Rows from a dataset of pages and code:
===

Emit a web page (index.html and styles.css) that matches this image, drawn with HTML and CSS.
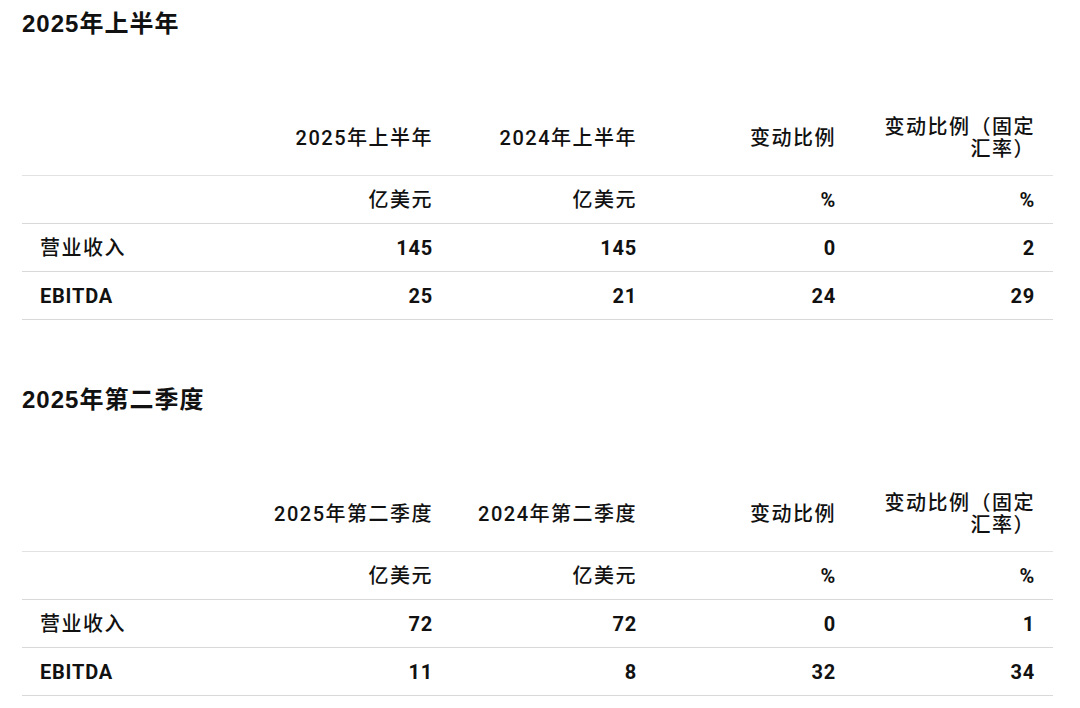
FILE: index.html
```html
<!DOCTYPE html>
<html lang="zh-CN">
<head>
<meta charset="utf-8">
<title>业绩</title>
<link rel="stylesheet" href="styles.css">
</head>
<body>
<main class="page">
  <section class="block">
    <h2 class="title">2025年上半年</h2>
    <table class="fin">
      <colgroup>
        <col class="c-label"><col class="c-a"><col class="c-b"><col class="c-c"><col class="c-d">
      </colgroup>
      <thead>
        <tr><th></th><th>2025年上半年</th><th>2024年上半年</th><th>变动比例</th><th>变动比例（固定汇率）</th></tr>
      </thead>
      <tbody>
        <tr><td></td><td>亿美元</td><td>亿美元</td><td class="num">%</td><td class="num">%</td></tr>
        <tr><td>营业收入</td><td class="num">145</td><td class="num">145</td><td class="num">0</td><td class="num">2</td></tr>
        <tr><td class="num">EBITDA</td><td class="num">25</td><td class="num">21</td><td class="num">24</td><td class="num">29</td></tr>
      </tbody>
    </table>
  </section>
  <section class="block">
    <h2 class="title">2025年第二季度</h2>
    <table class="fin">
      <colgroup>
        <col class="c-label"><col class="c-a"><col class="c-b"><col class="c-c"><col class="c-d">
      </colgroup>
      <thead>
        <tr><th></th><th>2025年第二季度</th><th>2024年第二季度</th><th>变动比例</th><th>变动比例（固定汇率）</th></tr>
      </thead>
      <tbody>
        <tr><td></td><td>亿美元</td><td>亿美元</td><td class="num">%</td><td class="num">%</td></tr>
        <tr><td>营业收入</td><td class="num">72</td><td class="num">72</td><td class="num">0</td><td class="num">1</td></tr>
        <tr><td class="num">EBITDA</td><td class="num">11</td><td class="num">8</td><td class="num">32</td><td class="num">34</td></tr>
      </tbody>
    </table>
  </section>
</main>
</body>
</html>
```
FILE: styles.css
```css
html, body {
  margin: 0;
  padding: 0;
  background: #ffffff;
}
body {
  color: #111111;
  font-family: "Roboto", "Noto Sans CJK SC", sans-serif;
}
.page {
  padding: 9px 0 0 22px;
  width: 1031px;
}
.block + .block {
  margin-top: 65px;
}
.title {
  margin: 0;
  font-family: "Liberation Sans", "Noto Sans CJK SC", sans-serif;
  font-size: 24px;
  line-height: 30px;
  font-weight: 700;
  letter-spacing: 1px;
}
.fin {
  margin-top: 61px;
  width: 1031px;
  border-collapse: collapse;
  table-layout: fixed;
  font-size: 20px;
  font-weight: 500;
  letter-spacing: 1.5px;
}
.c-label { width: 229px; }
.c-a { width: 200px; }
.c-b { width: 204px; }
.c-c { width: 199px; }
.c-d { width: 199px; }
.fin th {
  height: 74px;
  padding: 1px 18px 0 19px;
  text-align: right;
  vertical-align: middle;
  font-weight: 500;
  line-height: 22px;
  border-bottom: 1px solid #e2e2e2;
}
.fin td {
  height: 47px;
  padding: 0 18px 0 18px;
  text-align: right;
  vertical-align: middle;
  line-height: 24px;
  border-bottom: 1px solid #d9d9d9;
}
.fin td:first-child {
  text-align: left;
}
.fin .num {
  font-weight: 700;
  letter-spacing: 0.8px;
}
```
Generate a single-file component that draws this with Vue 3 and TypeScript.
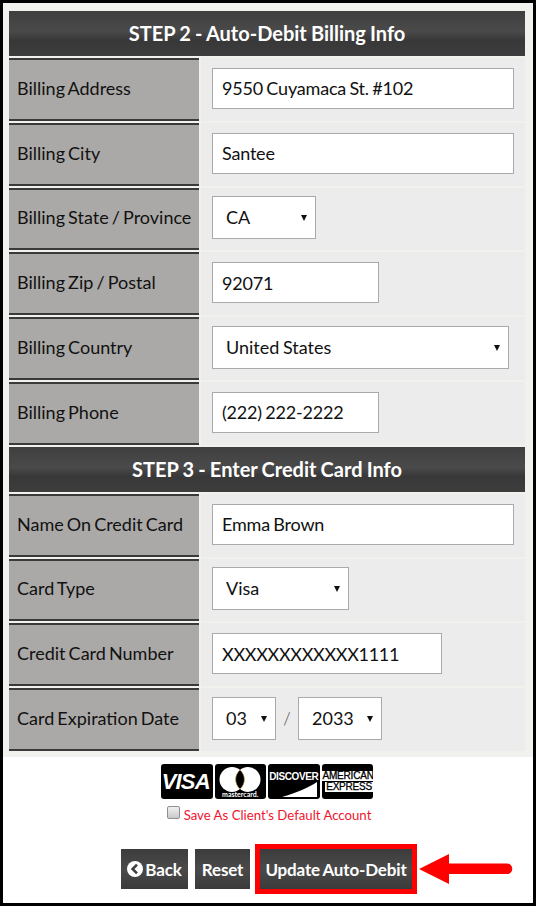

===

WHAT YOU WILL DO: Return all the entries word for word, but omit any pictures they contain.

WORKED SOLUTION:
Emit a web page (index.html and styles.css) that matches this image, drawn with HTML and CSS.
FILE: index.html
```html
<!DOCTYPE html>
<html lang="zh-CN">
<head>
<meta charset="utf-8">
<title>业绩</title>
<link rel="stylesheet" href="styles.css">
</head>
<body>
<main class="page">
  <section class="block">
    <h2 class="title">2025年上半年</h2>
    <table class="fin">
      <colgroup>
        <col class="c-label"><col class="c-a"><col class="c-b"><col class="c-c"><col class="c-d">
      </colgroup>
      <thead>
        <tr><th></th><th>2025年上半年</th><th>2024年上半年</th><th>变动比例</th><th>变动比例（固定汇率）</th></tr>
      </thead>
      <tbody>
        <tr><td></td><td>亿美元</td><td>亿美元</td><td class="num">%</td><td class="num">%</td></tr>
        <tr><td>营业收入</td><td class="num">145</td><td class="num">145</td><td class="num">0</td><td class="num">2</td></tr>
        <tr><td class="num">EBITDA</td><td class="num">25</td><td class="num">21</td><td class="num">24</td><td class="num">29</td></tr>
      </tbody>
    </table>
  </section>
  <section class="block">
    <h2 class="title">2025年第二季度</h2>
    <table class="fin">
      <colgroup>
        <col class="c-label"><col class="c-a"><col class="c-b"><col class="c-c"><col class="c-d">
      </colgroup>
      <thead>
        <tr><th></th><th>2025年第二季度</th><th>2024年第二季度</th><th>变动比例</th><th>变动比例（固定汇率）</th></tr>
      </thead>
      <tbody>
        <tr><td></td><td>亿美元</td><td>亿美元</td><td class="num">%</td><td class="num">%</td></tr>
        <tr><td>营业收入</td><td class="num">72</td><td class="num">72</td><td class="num">0</td><td class="num">1</td></tr>
        <tr><td class="num">EBITDA</td><td class="num">11</td><td class="num">8</td><td class="num">32</td><td class="num">34</td></tr>
      </tbody>
    </table>
  </section>
</main>
</body>
</html>
```
FILE: styles.css
```css
html, body {
  margin: 0;
  padding: 0;
  background: #ffffff;
}
body {
  color: #111111;
  font-family: "Roboto", "Noto Sans CJK SC", sans-serif;
}
.page {
  padding: 9px 0 0 22px;
  width: 1031px;
}
.block + .block {
  margin-top: 65px;
}
.title {
  margin: 0;
  font-family: "Liberation Sans", "Noto Sans CJK SC", sans-serif;
  font-size: 24px;
  line-height: 30px;
  font-weight: 700;
  letter-spacing: 1px;
}
.fin {
  margin-top: 61px;
  width: 1031px;
  border-collapse: collapse;
  table-layout: fixed;
  font-size: 20px;
  font-weight: 500;
  letter-spacing: 1.5px;
}
.c-label { width: 229px; }
.c-a { width: 200px; }
.c-b { width: 204px; }
.c-c { width: 199px; }
.c-d { width: 199px; }
.fin th {
  height: 74px;
  padding: 1px 18px 0 19px;
  text-align: right;
  vertical-align: middle;
  font-weight: 500;
  line-height: 22px;
  border-bottom: 1px solid #e2e2e2;
}
.fin td {
  height: 47px;
  padding: 0 18px 0 18px;
  text-align: right;
  vertical-align: middle;
  line-height: 24px;
  border-bottom: 1px solid #d9d9d9;
}
.fin td:first-child {
  text-align: left;
}
.fin .num {
  font-weight: 700;
  letter-spacing: 0.8px;
}
```
Generate a single-file component that draws this with Vue 3 and TypeScript.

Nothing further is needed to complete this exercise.